7. Is this person a really good liar?

Most narcissists lie. They lie for many reasons, and for no reason. They aren't always great liars though. They may forget the lies they've told, or change their story repeatedly. They don't always sound convincing and they may overlook glaring holes in their story. Psychopaths, in contrast, are usually superb liars. They rarely miss a step. They don't get flustered by emotions, therefore their mind is like a machine. A computer. They are often successful con artists, master manipulators, and skillful negotiators. They can create entire backstories and live that image to the letter without ever making a mistake. Other types of narcissist create false personas too, but they do it in defense against pathological self-hatred and the mask is very flimsy. Psychopaths usually do it to con other people and their performance is often flawless. They don't have a problem with self-hatred or any other emotion for that matter, so nothing cracks it.

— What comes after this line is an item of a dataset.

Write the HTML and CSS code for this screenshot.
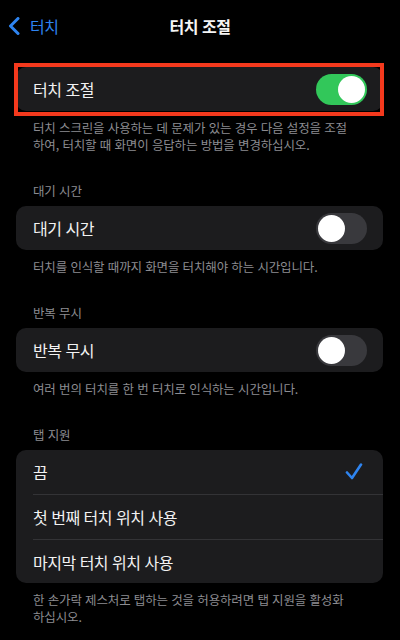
FILE: index.html
```html
<!DOCTYPE html>
<html lang="ko">
<head>
  <meta charset="UTF-8">
  <meta name="viewport" content="width=device-width, initial-scale=1.0">
  <title>터치 조절</title>
  <link rel="stylesheet" href="styles.css">
</head>
<body>
  <div class="screen">
    <header class="navbar">
      <a class="back" href="#">
        <svg width="12" height="18" viewBox="0 0 12 18"><path d="M10 1.5 L2.5 9 L10 16.5" fill="none" stroke="currentColor" stroke-width="3" stroke-linecap="round" stroke-linejoin="round"/></svg>
        <span>터치</span>
      </a>
      <h1 class="title">터치 조절</h1>
      <span></span>
    </header>

    <!-- main switch -->
    <section class="group first">
      <div class="cells highlighted">
        <div class="cell">
          <div class="cell-body">
            <span class="label">터치 조절</span>
            <span class="switch on"><span class="knob"></span></span>
          </div>
        </div>
      </div>
      <p class="footer">터치 스크린을 사용하는 데 문제가 있는 경우 다음 설정을 조절하여, 터치할 때 화면이 응답하는 방법을 변경하십시오.</p>
    </section>

    <section class="group">
      <h2 class="header">대기 시간</h2>
      <div class="cells">
        <div class="cell">
          <div class="cell-body">
            <span class="label">대기 시간</span>
            <span class="switch"><span class="knob"></span></span>
          </div>
        </div>
      </div>
      <p class="footer">터치를 인식할 때까지 화면을 터치해야 하는 시간입니다.</p>
    </section>

    <section class="group">
      <h2 class="header">반복 무시</h2>
      <div class="cells">
        <div class="cell">
          <div class="cell-body">
            <span class="label">반복 무시</span>
            <span class="switch"><span class="knob"></span></span>
          </div>
        </div>
      </div>
      <p class="footer">여러 번의 터치를 한 번 터치로 인식하는 시간입니다.</p>
    </section>

    <section class="group">
      <h2 class="header">탭 지원</h2>
      <div class="cells">
        <div class="cell">
          <div class="cell-body">
            <span class="label">끔</span>
            <svg class="check" width="18" height="18" viewBox="0 0 18 18"><path d="M2 9.5 L7 15 L16 1.5" fill="none" stroke="currentColor" stroke-width="2.6" stroke-linecap="round" stroke-linejoin="round"/></svg>
          </div>
        </div>
        <div class="cell tall">
          <div class="cell-body">
            <span class="label">첫 번째 터치 위치 사용</span>
          </div>
        </div>
        <div class="cell">
          <div class="cell-body">
            <span class="label">마지막 터치 위치 사용</span>
          </div>
        </div>
      </div>
      <p class="footer">한 손가락 제스처로 탭하는 것을 허용하려면 탭 지원을 활성화하십시오.</p>
    </section>
  </div>
</body>
</html>
```

FILE: styles.css
```css
body {
  margin: 0;
  background: #000;
  color: #f2f2f2;
  font-family: "Noto Sans CJK KR", "Noto Sans", sans-serif;
}
.screen {
  width: 400px;
  height: 640px;
  overflow: hidden;
}
.navbar {
  height: 52px;
  display: grid;
  grid-template-columns: 1fr auto 1fr;
  align-items: center;
}
.back {
  display: flex;
  align-items: center;
  gap: 10px;
  padding-left: 8px;
  color: #2e84f0;
  text-decoration: none;
  font-size: 16px;
  letter-spacing: -0.5px;
}
.back svg {
  display: block;
}
.title {
  margin: 0;
  font-size: 16px;
  font-weight: bold;
  letter-spacing: -0.5px;
  color: #f4f4f4;
}
.group {
  margin-top: 29px;
}
.group.first {
  margin-top: 15px;
}
.header {
  margin: 0 0 7px;
  padding: 0 33px;
  font-size: 12.5px;
  font-weight: normal;
  line-height: 17px;
  letter-spacing: -0.15px;
  color: #8c8c91;
}
.cells {
  margin: 0 17px 0 16px;
  background: #1c1c1e;
  border-radius: 10px;
}
.highlighted {
  position: relative;
}
/* red frame drawn on top of the first cell */
.highlighted::after {
  content: "";
  position: absolute;
  top: -4px;
  bottom: -5px;
  left: -2px;
  right: -1px;
  border: 4px solid #f4391d;
}
.cell {
  height: 44px;
  padding-left: 17px;
  display: flex;
}
.cell.tall {
  height: 45px;
}
.cell-body {
  flex: 1;
  display: flex;
  align-items: center;
  justify-content: space-between;
  padding-right: 16px;
}
.cell + .cell .cell-body {
  border-top: 1px solid #333336;
}
.label {
  font-size: 16px;
  letter-spacing: -0.5px;
}
.switch {
  width: 51px;
  height: 31px;
  padding: 2px;
  box-sizing: border-box;
  border-radius: 16px;
  background: #39393d;
  display: flex;
  justify-content: flex-start;
  align-items: center;
}
.switch.on {
  background: #32c75a;
  justify-content: flex-end;
}
.knob {
  width: 27px;
  height: 27px;
  border-radius: 50%;
  background: #fff;
}
.check {
  color: #2e84f0;
  margin-right: 4px;
}
.footer {
  margin: 0;
  padding: 8px 50px 0 33px;
  font-size: 12.5px;
  line-height: 17px;
  letter-spacing: -0.15px;
  color: #8c8c91;
}
```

All types of narcissists are driven by reward-based motivations; this is why consequences don't work with them. They are focused on success, not why they didn't succeed. This is why repeated negative consequences do not dissuade them from continuing their behavior. Another reason that negative consequences don't work may be that one study showed psychopaths' brains release 4 times more dopamine than non-psychopathic people. In a way, because of the way dopamine works with addiction and creates pathways in the brain, we could say they are literally addicted to getting what they want, and because there is so much overlap between psychopathy and "regular" narcissism, it is likely that all narcissists' brains work in a similar way. As psychopaths have no emotions to trip them up or get in their way, it may be that their pursuit of reward is more focused and direct than other types of narcissists. They are able to scheme and plot and plan their way to want they want much more easily than other types of narcissists because, in a very real way, there is nothing stopping them.

In the end, the differentiation isn't all that important. Once an abusive person has been identified in your life, the most important thing is to respect yourself and get away from the abuse.